We introduced JuiceFS, an high-performance distributed file system, to address these challenges. Its robust multi-cloud compatibility, flexible mounting mechanisms, and comprehensive tools enabled us to seamlessly bridge data access across different cloud environments. Today, JuiceFS manages training datasets and model libraries, significantly simplifying multi-cloud data management. Its efficient caching mechanism accelerates data loading during training and improves mounting responsiveness for model inference, delivering performance and efficiency gains.
Storage challenges in training: data scale, performance, and multi-cloud issues
As AI services scaled, Gaoding’s operations team faced multiple storage challenges, particularly in model training, which involves five key steps—each heavily reliant on storage:
- Data collection: Collect and store raw data from various sources as needed
- Data cleaning and preprocessing: Clean, filter, and preprocess the collected data.

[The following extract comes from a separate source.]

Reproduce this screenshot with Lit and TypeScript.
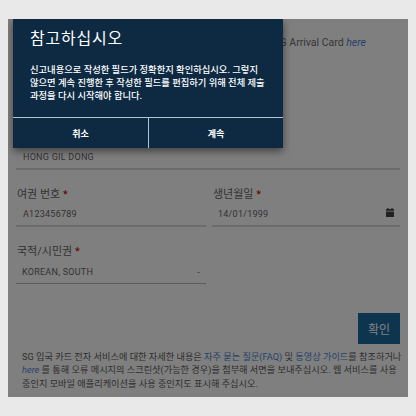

- Model training: Train the model based on the processed data and algorithm model.
- Model production and verification: After training is complete, the model is generated and subjected to basic performance and quality verification.
- Inference service: After the model is verified, it’s deployed and provided as an inference service.
Key storage pain points in training:
- Massive data volume: Training datasets range from tens of gigabytes to hundreds of terabytes, far exceeding typical workloads.
- High data read performance requirements: Model training requires expensive GPU resources. Poor data read performance leads to low GPU utilization, resulting in significant resource waste.
- Hot data management requirements: Model training often uses the same batch of data for multiple iterations. This means that currently used data is likely to be accessed again in the near future, so it’s desirable to cache this data to improve subsequent read speeds.
Using conventional storage solutions for training data storage has some challenges: For local disks, purchasing, and maintaining large-capacity disks is expensive, and the capacity of individual disks is limited, requiring multiple disks to support large-scale data storage. Furthermore, tight coupling of data and compute forces tasks to be scheduled on servers where data resides, limiting scheduling flexibility.
Object storage's greatest advantage is its low storage cost, and the Container Storage Interface (CSI) provided by public cloud providers makes mounting it easier. However, despite its low cost, object storage suffers from poor read and write performance. This makes it unable to meet the high-performance storage requirements of large-scale data training.
Public cloud NAS is a common solution for storing training data, but it suffers from several issues:
- Low operational efficiency, particularly slow data deletion and copying
- Insufficiently granular permission management and control
- Difficulty in accurately calculating the amount of data in a directory
While advanced NAS services can improve performance, they come at a significant cost.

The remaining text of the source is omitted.